#### [Goal of the exercise]
Search the listing below for the string "React" and copy every line where it occurs.
########
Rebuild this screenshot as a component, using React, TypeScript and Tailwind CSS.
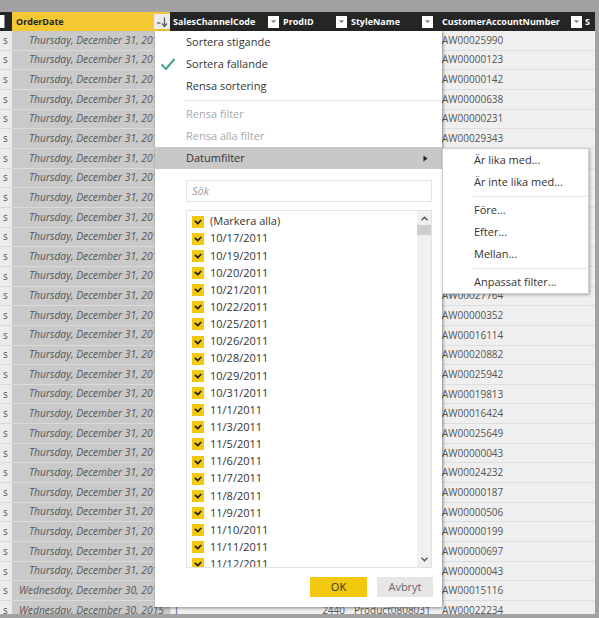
import React from 'react';

const FONT = "font-['Open_Sans',sans-serif]";

const CUSTOMERS = [
  'AW00025990', 'AW00000123', 'AW00000142', 'AW00000638', 'AW00000231', 'AW00029343',
  'AW00011235', 'AW00028854', 'AW00000412', 'AW00017719', 'AW00000566', 'AW00023017', 'AW00000098',
  'AW00027764', 'AW00000352', 'AW00016114', 'AW00020882', 'AW00025942', 'AW00019813', 'AW00016424',
  'AW00025649', 'AW00000043', 'AW00024232', 'AW00000187', 'AW00000506', 'AW00000199', 'AW00000697',
  'AW00000043', 'AW00015116', 'AW00022234',
];

const DATES = [
  '10/17/2011', '10/19/2011', '10/20/2011', '10/21/2011', '10/22/2011', '10/25/2011', '10/26/2011',
  '10/28/2011', '10/29/2011', '10/31/2011', '11/1/2011', '11/3/2011', '11/5/2011', '11/6/2011',
  '11/7/2011', '11/8/2011', '11/9/2011', '11/10/2011', '11/11/2011', '11/12/2011',
];

function DropButton() {
  return (
    <div className="w-[11px] h-[12px] bg-white flex items-center justify-center shrink-0">
      <svg viewBox="0 0 8 8" width="7" height="7" aria-hidden="true">
        <path d="M1 2.5h6L4 6Z" fill="#8a8a8a" />
      </svg>
    </div>
  );
}

function SortButton() {
  return (
    <div className="w-[16px] h-[15px] bg-[#ececec] flex items-center justify-center shrink-0">
      <svg viewBox="0 0 14 12" width="14" height="12" aria-hidden="true">
        <path d="M2 7h3.5" stroke="#555" strokeWidth="1.2" />
        <path d="M9.5 1.5v8" stroke="#555" strokeWidth="1.2" />
        <path d="M7 7.5l2.5 3 2.5-3" stroke="#555" strokeWidth="1.2" fill="none" />
      </svg>
    </div>
  );
}

function CheckBox() {
  return (
    <div className="w-[12px] h-[12px] bg-[#f2c811] flex items-center justify-center shrink-0">
      <svg viewBox="0 0 12 12" width="10" height="10" aria-hidden="true">
        <path d="M2.2 4.6l3.6 3.4 4-4.4" stroke="#1a1a1a" strokeWidth="2" fill="none" />
      </svg>
    </div>
  );
}

function Header() {
  return (
    <div className="flex h-[19px] bg-[#252525] text-white font-bold text-[9px] shrink-0">
      <div className="w-[12px] flex items-center">
        <div className="w-[5px] h-[13px] bg-white border-r border-[#888]" />
      </div>
      <div className="w-[158px] bg-[#f3c832] text-[#222] flex items-center pl-[4px]">
        <span className="flex-1">OrderDate</span>
        <SortButton />
      </div>
      <div className="w-[112px] flex items-center pl-[3px] pr-[3px]">
        <span className="flex-1">SalesChannelCode</span>
        <DropButton />
      </div>
      <div className="w-[66px] flex items-center pl-[1px] pr-[1px]">
        <span className="flex-1 overflow-hidden whitespace-nowrap">ProdID</span>
        <DropButton />
      </div>
      <div className="w-[89px] flex items-center pl-[3px] pr-[4px]">
        <span className="flex-1">StyleName</span>
        <DropButton />
      </div>
      <div className="w-[147px] flex items-center pl-[5px] pr-[2px]">
        <span className="flex-1 whitespace-nowrap">CustomerAccountNumber</span>
        <DropButton />
      </div>
      <div className="flex-1 flex items-center pl-[1px] overflow-hidden">S</div>
    </div>
  );
}

function Row({ i }: { i: number }) {
  const wed = i >= 28;
  return (
    <div className="flex h-[19.66px] shrink-0 text-[10px] text-[#555]">
      <div className="w-[12px] bg-[#ececec] border-b border-[#d9d9d9] flex items-center pl-[3px]">s</div>
      <div className="w-[158px] bg-[#c9c9c9] border-b border-[#dbdbdb] flex items-center justify-end pr-[6px] italic text-[10.3px] whitespace-nowrap overflow-hidden">
        {wed ? 'Wednesday, December 30, 2015' : 'Thursday, December 31, 2015'}
      </div>
      <div className="w-[112px] bg-[#efefef] border-b border-l border-[#dedede] flex items-center pl-[4px]">I</div>
      <div className="w-[66px] bg-[#efefef] border-b border-[#dedede] flex items-center justify-end pr-[3px]">2440</div>
      <div className="w-[89px] bg-[#efefef] border-b border-[#dedede] flex items-center pl-[6px]">Product0808031</div>
      <div className="w-[147px] bg-[#efefef] border-b border-[#dedede] flex items-center pl-[5px]">{CUSTOMERS[i]}</div>
      <div className="flex-1 bg-[#efefef] border-b border-[#dedede]" />
    </div>
  );
}

function MenuItem({ label, muted, check }: { label: string; muted?: boolean; check?: boolean }) {
  return (
    <div className={`h-[22px] flex items-center shrink-0 ${muted ? 'text-[#a8a8a8]' : 'text-[#333]'}`}>
      <div className="w-[31px] pl-[5px] flex items-center">
        {check && (
          <svg viewBox="0 0 16 14" width="16" height="14" aria-hidden="true">
            <path d="M1.5 7.5l4.5 4.5L14.5 2" stroke="#44a99a" strokeWidth="2.2" fill="none" />
          </svg>
        )}
      </div>
      <span>{label}</span>
    </div>
  );
}

function FilterPopup() {
  return (
    <div className="absolute left-[155px] top-[19px] w-[287px] h-[576px] bg-white shadow-[1px_1px_3px_rgba(0,0,0,0.45)] flex flex-col text-[11px]">
      <MenuItem label="Sortera stigande" />
      <MenuItem label="Sortera fallande" check />
      <MenuItem label="Rensa sortering" />
      <div className="h-[6px] flex items-center shrink-0">
        <div className="ml-[29px] mr-[2px] flex-1 h-px bg-[#e3e3e3]" />
      </div>
      <MenuItem label="Rensa filter" muted />
      <MenuItem label="Rensa alla filter" muted />
      <div className="h-[22px] bg-[#c8c8c8] flex items-center pl-[31px] pr-[14px] text-[#333] shrink-0">
        <span className="flex-1">Datumfilter</span>
        <svg viewBox="0 0 6 8" width="5" height="7" aria-hidden="true">
          <path d="M0.5 0.5L5.5 4L0.5 7.5Z" fill="#222" />
        </svg>
      </div>
      <div className="mt-[11px] ml-[31px] w-[246px] h-[22px] border border-[#e2e2e2] flex items-center pl-[5px] italic text-[#9a9a9a] shrink-0">
        Sök
      </div>
      <div className="mt-[8px] ml-[31px] w-[246px] h-[358px] border border-[#e2e2e2] flex shrink-0 overflow-hidden">
        <div className="flex-1 flex flex-col pt-[2px] overflow-hidden text-[#333]">
          {['(Markera alla)', ...DATES].map((d, i) => (
            <div key={i} className="h-[17.15px] flex items-center gap-[6px] pl-[5px] shrink-0">
              <CheckBox />
              <span>{d}</span>
            </div>
          ))}
        </div>
        <div className="w-[14px] bg-[#f0f0f0] flex flex-col items-center">
          <svg viewBox="0 0 10 8" width="9" height="7" className="mt-[4px]" aria-hidden="true">
            <path d="M1.5 6L5 2.5 8.5 6" stroke="#555" strokeWidth="1.6" fill="none" />
          </svg>
          <div className="mt-[3px] w-full h-[10px] bg-[#cdcdcd]" />
          <div className="flex-1" />
          <svg viewBox="0 0 10 8" width="9" height="7" className="mb-[4px]" aria-hidden="true">
            <path d="M1.5 2L5 5.5 8.5 2" stroke="#555" strokeWidth="1.6" fill="none" />
          </svg>
        </div>
      </div>
      <div className="mt-[9px] flex justify-end gap-[10px] pr-[9px] shrink-0">
        <div className="w-[57px] h-[20px] bg-[#f2c811] flex items-center justify-center text-[#333]">OK</div>
        <div className="w-[56px] h-[20px] bg-[#e6e6e6] flex items-center justify-center text-[#666]">Avbryt</div>
      </div>
    </div>
  );
}

function SubMenu() {
  const item = (label: string) => (
    <div className="h-[22px] flex items-center pl-[31px] text-[#333]">{label}</div>
  );
  const sep = (
    <div className="h-[6px] flex items-center">
      <div className="ml-[30px] mr-[1px] flex-1 h-px bg-[#e3e3e3]" />
    </div>
  );
  return (
    <div className="absolute left-[442px] top-[136px] w-[147px] h-[146px] bg-white border border-[#cfcfcf] shadow-[1px_1px_3px_rgba(0,0,0,0.3)] flex flex-col text-[11px]">
      {item('Är lika med...')}
      {item('Är inte lika med...')}
      {sep}
      {item('Före...')}
      {item('Efter...')}
      {item('Mellan...')}
      {sep}
      {item('Anpassat filter...')}
    </div>
  );
}

export default function App() {
  return (
    <div className={`w-[599px] h-[618px] bg-[#a2a2a2] pt-[12px] pr-[4px] pb-[4px] ${FONT}`}>
      <div className="relative w-[595px] h-[602px] bg-[#efefef] overflow-hidden flex flex-col">
        <Header />
        {CUSTOMERS.map((_, i) => (
          <Row key={i} i={i} />
        ))}
        <FilterPopup />
        <SubMenu />
      </div>
    </div>
  );
}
########
#### [Exercise result]
Rebuild this screenshot as a component, using React, TypeScript and Tailwind CSS.
import React from 'react';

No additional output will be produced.